• _SUPPLIED RECORDS_
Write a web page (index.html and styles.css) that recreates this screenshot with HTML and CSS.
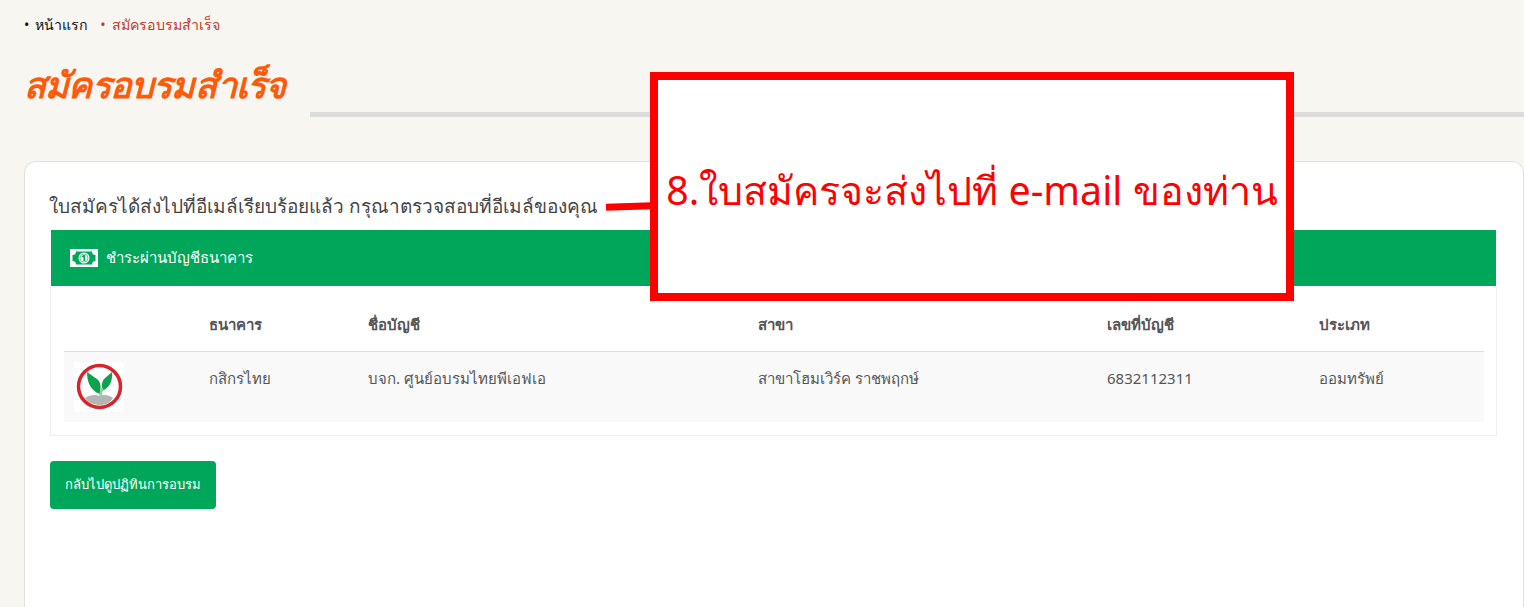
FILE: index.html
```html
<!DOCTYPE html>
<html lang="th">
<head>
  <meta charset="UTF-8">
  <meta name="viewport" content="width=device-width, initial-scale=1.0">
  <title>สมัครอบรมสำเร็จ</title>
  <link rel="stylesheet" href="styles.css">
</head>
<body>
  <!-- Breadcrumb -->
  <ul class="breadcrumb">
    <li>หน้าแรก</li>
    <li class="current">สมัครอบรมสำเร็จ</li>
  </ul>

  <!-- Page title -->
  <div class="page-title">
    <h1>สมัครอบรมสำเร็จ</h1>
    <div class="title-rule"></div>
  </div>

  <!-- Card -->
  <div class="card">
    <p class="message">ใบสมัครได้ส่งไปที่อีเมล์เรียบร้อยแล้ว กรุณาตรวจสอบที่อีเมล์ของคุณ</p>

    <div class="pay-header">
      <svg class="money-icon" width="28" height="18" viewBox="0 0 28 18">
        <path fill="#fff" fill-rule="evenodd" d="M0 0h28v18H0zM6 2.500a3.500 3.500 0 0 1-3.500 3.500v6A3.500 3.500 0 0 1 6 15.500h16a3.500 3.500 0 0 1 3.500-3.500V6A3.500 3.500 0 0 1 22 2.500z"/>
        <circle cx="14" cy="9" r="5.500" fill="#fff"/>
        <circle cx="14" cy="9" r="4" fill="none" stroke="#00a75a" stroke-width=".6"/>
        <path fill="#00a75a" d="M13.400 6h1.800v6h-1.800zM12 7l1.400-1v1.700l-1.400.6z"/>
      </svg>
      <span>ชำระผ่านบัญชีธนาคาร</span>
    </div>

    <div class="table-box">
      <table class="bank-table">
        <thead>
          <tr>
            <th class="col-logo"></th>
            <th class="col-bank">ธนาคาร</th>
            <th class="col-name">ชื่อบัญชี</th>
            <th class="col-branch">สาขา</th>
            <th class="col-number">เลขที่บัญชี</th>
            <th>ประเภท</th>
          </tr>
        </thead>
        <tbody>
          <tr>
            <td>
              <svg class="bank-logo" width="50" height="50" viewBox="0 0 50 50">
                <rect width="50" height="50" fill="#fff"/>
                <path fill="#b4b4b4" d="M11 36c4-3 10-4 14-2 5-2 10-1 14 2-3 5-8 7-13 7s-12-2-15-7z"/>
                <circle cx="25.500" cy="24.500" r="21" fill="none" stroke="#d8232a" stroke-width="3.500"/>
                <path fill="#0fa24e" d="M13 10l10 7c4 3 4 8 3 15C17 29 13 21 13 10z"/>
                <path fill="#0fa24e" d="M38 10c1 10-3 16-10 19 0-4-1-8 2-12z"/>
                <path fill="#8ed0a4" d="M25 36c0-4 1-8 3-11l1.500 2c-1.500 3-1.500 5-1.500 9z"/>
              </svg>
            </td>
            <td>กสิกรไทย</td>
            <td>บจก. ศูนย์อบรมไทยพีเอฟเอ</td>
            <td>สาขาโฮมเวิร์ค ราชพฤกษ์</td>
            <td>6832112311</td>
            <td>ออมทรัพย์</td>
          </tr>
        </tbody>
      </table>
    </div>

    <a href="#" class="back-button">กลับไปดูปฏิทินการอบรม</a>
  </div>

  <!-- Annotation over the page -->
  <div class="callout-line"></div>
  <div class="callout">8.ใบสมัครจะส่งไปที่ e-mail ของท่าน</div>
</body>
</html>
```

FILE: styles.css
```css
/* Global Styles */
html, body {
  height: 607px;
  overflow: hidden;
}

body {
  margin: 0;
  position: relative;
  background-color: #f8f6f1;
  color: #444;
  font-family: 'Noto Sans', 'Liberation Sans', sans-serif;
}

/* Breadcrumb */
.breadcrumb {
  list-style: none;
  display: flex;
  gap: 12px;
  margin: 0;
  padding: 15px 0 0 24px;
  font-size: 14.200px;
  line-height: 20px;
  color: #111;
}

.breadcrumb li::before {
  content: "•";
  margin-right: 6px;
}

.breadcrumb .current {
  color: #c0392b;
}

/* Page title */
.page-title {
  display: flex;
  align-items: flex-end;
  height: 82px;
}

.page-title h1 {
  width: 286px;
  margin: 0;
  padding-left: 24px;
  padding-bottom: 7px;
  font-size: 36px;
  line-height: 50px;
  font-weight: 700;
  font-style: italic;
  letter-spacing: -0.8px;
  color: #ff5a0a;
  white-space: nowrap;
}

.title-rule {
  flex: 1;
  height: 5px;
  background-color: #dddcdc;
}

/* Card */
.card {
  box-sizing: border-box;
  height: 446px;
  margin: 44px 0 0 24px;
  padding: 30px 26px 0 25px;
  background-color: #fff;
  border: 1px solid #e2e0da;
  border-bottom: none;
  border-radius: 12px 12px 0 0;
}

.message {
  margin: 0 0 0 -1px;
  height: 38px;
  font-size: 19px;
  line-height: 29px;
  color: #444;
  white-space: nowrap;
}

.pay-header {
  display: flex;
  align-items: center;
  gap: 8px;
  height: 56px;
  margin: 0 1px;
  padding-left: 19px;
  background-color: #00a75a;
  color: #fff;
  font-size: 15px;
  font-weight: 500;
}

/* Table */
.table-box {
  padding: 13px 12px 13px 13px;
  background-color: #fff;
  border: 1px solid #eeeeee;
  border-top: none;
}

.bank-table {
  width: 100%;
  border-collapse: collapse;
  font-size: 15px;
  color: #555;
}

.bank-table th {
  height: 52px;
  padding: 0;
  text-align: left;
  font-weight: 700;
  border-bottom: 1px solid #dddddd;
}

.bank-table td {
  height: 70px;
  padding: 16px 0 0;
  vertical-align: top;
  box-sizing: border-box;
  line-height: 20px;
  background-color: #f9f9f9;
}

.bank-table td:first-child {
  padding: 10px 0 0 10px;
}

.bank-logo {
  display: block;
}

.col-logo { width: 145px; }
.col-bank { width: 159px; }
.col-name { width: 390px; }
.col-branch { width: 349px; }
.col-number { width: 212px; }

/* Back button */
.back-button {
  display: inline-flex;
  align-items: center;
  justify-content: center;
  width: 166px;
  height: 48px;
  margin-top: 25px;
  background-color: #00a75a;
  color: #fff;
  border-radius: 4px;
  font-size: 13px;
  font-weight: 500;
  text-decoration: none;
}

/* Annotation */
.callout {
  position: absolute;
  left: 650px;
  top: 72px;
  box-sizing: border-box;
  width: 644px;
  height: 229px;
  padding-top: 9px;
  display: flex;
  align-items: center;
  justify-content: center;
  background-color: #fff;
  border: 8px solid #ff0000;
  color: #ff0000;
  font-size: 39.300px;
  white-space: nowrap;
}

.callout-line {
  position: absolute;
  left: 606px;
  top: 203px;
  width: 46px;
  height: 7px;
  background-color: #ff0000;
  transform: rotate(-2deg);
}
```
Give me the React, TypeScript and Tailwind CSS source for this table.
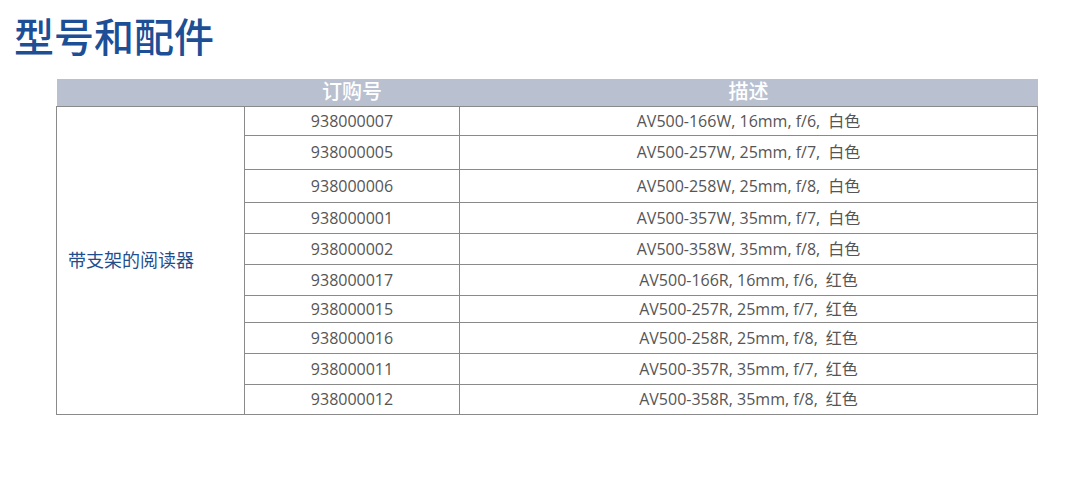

• _PROBLEM REQUIREMENTS_
Reproduce the entries exactly. Do not carry over any picture.

• _THE SOLUTION_
Write a web page (index.html and styles.css) that recreates this screenshot with HTML and CSS.
FILE: index.html
```html
<!DOCTYPE html>
<html lang="th">
<head>
  <meta charset="UTF-8">
  <meta name="viewport" content="width=device-width, initial-scale=1.0">
  <title>สมัครอบรมสำเร็จ</title>
  <link rel="stylesheet" href="styles.css">
</head>
<body>
  <!-- Breadcrumb -->
  <ul class="breadcrumb">
    <li>หน้าแรก</li>
    <li class="current">สมัครอบรมสำเร็จ</li>
  </ul>

  <!-- Page title -->
  <div class="page-title">
    <h1>สมัครอบรมสำเร็จ</h1>
    <div class="title-rule"></div>
  </div>

  <!-- Card -->
  <div class="card">
    <p class="message">ใบสมัครได้ส่งไปที่อีเมล์เรียบร้อยแล้ว กรุณาตรวจสอบที่อีเมล์ของคุณ</p>

    <div class="pay-header">
      <svg class="money-icon" width="28" height="18" viewBox="0 0 28 18">
        <path fill="#fff" fill-rule="evenodd" d="M0 0h28v18H0zM6 2.500a3.500 3.500 0 0 1-3.500 3.500v6A3.500 3.500 0 0 1 6 15.500h16a3.500 3.500 0 0 1 3.500-3.500V6A3.500 3.500 0 0 1 22 2.500z"/>
        <circle cx="14" cy="9" r="5.500" fill="#fff"/>
        <circle cx="14" cy="9" r="4" fill="none" stroke="#00a75a" stroke-width=".6"/>
        <path fill="#00a75a" d="M13.400 6h1.800v6h-1.800zM12 7l1.400-1v1.700l-1.400.6z"/>
      </svg>
      <span>ชำระผ่านบัญชีธนาคาร</span>
    </div>

    <div class="table-box">
      <table class="bank-table">
        <thead>
          <tr>
            <th class="col-logo"></th>
            <th class="col-bank">ธนาคาร</th>
            <th class="col-name">ชื่อบัญชี</th>
            <th class="col-branch">สาขา</th>
            <th class="col-number">เลขที่บัญชี</th>
            <th>ประเภท</th>
          </tr>
        </thead>
        <tbody>
          <tr>
            <td>
              <svg class="bank-logo" width="50" height="50" viewBox="0 0 50 50">
                <rect width="50" height="50" fill="#fff"/>
                <path fill="#b4b4b4" d="M11 36c4-3 10-4 14-2 5-2 10-1 14 2-3 5-8 7-13 7s-12-2-15-7z"/>
                <circle cx="25.500" cy="24.500" r="21" fill="none" stroke="#d8232a" stroke-width="3.500"/>
                <path fill="#0fa24e" d="M13 10l10 7c4 3 4 8 3 15C17 29 13 21 13 10z"/>
                <path fill="#0fa24e" d="M38 10c1 10-3 16-10 19 0-4-1-8 2-12z"/>
                <path fill="#8ed0a4" d="M25 36c0-4 1-8 3-11l1.500 2c-1.500 3-1.500 5-1.500 9z"/>
              </svg>
            </td>
            <td>กสิกรไทย</td>
            <td>บจก. ศูนย์อบรมไทยพีเอฟเอ</td>
            <td>สาขาโฮมเวิร์ค ราชพฤกษ์</td>
            <td>6832112311</td>
            <td>ออมทรัพย์</td>
          </tr>
        </tbody>
      </table>
    </div>

    <a href="#" class="back-button">กลับไปดูปฏิทินการอบรม</a>
  </div>

  <!-- Annotation over the page -->
  <div class="callout-line"></div>
  <div class="callout">8.ใบสมัครจะส่งไปที่ e-mail ของท่าน</div>
</body>
</html>
```

FILE: styles.css
```css
/* Global Styles */
html, body {
  height: 607px;
  overflow: hidden;
}

body {
  margin: 0;
  position: relative;
  background-color: #f8f6f1;
  color: #444;
  font-family: 'Noto Sans', 'Liberation Sans', sans-serif;
}

/* Breadcrumb */
.breadcrumb {
  list-style: none;
  display: flex;
  gap: 12px;
  margin: 0;
  padding: 15px 0 0 24px;
  font-size: 14.200px;
  line-height: 20px;
  color: #111;
}

.breadcrumb li::before {
  content: "•";
  margin-right: 6px;
}

.breadcrumb .current {
  color: #c0392b;
}

/* Page title */
.page-title {
  display: flex;
  align-items: flex-end;
  height: 82px;
}

.page-title h1 {
  width: 286px;
  margin: 0;
  padding-left: 24px;
  padding-bottom: 7px;
  font-size: 36px;
  line-height: 50px;
  font-weight: 700;
  font-style: italic;
  letter-spacing: -0.8px;
  color: #ff5a0a;
  white-space: nowrap;
}

.title-rule {
  flex: 1;
  height: 5px;
  background-color: #dddcdc;
}

/* Card */
.card {
  box-sizing: border-box;
  height: 446px;
  margin: 44px 0 0 24px;
  padding: 30px 26px 0 25px;
  background-color: #fff;
  border: 1px solid #e2e0da;
  border-bottom: none;
  border-radius: 12px 12px 0 0;
}

.message {
  margin: 0 0 0 -1px;
  height: 38px;
  font-size: 19px;
  line-height: 29px;
  color: #444;
  white-space: nowrap;
}

.pay-header {
  display: flex;
  align-items: center;
  gap: 8px;
  height: 56px;
  margin: 0 1px;
  padding-left: 19px;
  background-color: #00a75a;
  color: #fff;
  font-size: 15px;
  font-weight: 500;
}

/* Table */
.table-box {
  padding: 13px 12px 13px 13px;
  background-color: #fff;
  border: 1px solid #eeeeee;
  border-top: none;
}

.bank-table {
  width: 100%;
  border-collapse: collapse;
  font-size: 15px;
  color: #555;
}

.bank-table th {
  height: 52px;
  padding: 0;
  text-align: left;
  font-weight: 700;
  border-bottom: 1px solid #dddddd;
}

.bank-table td {
  height: 70px;
  padding: 16px 0 0;
  vertical-align: top;
  box-sizing: border-box;
  line-height: 20px;
  background-color: #f9f9f9;
}

.bank-table td:first-child {
  padding: 10px 0 0 10px;
}

.bank-logo {
  display: block;
}

.col-logo { width: 145px; }
.col-bank { width: 159px; }
.col-name { width: 390px; }
.col-branch { width: 349px; }
.col-number { width: 212px; }

/* Back button */
.back-button {
  display: inline-flex;
  align-items: center;
  justify-content: center;
  width: 166px;
  height: 48px;
  margin-top: 25px;
  background-color: #00a75a;
  color: #fff;
  border-radius: 4px;
  font-size: 13px;
  font-weight: 500;
  text-decoration: none;
}

/* Annotation */
.callout {
  position: absolute;
  left: 650px;
  top: 72px;
  box-sizing: border-box;
  width: 644px;
  height: 229px;
  padding-top: 9px;
  display: flex;
  align-items: center;
  justify-content: center;
  background-color: #fff;
  border: 8px solid #ff0000;
  color: #ff0000;
  font-size: 39.300px;
  white-space: nowrap;
}

.callout-line {
  position: absolute;
  left: 606px;
  top: 203px;
  width: 46px;
  height: 7px;
  background-color: #ff0000;
  transform: rotate(-2deg);
}
```
Give me the React, TypeScript and Tailwind CSS source for this table.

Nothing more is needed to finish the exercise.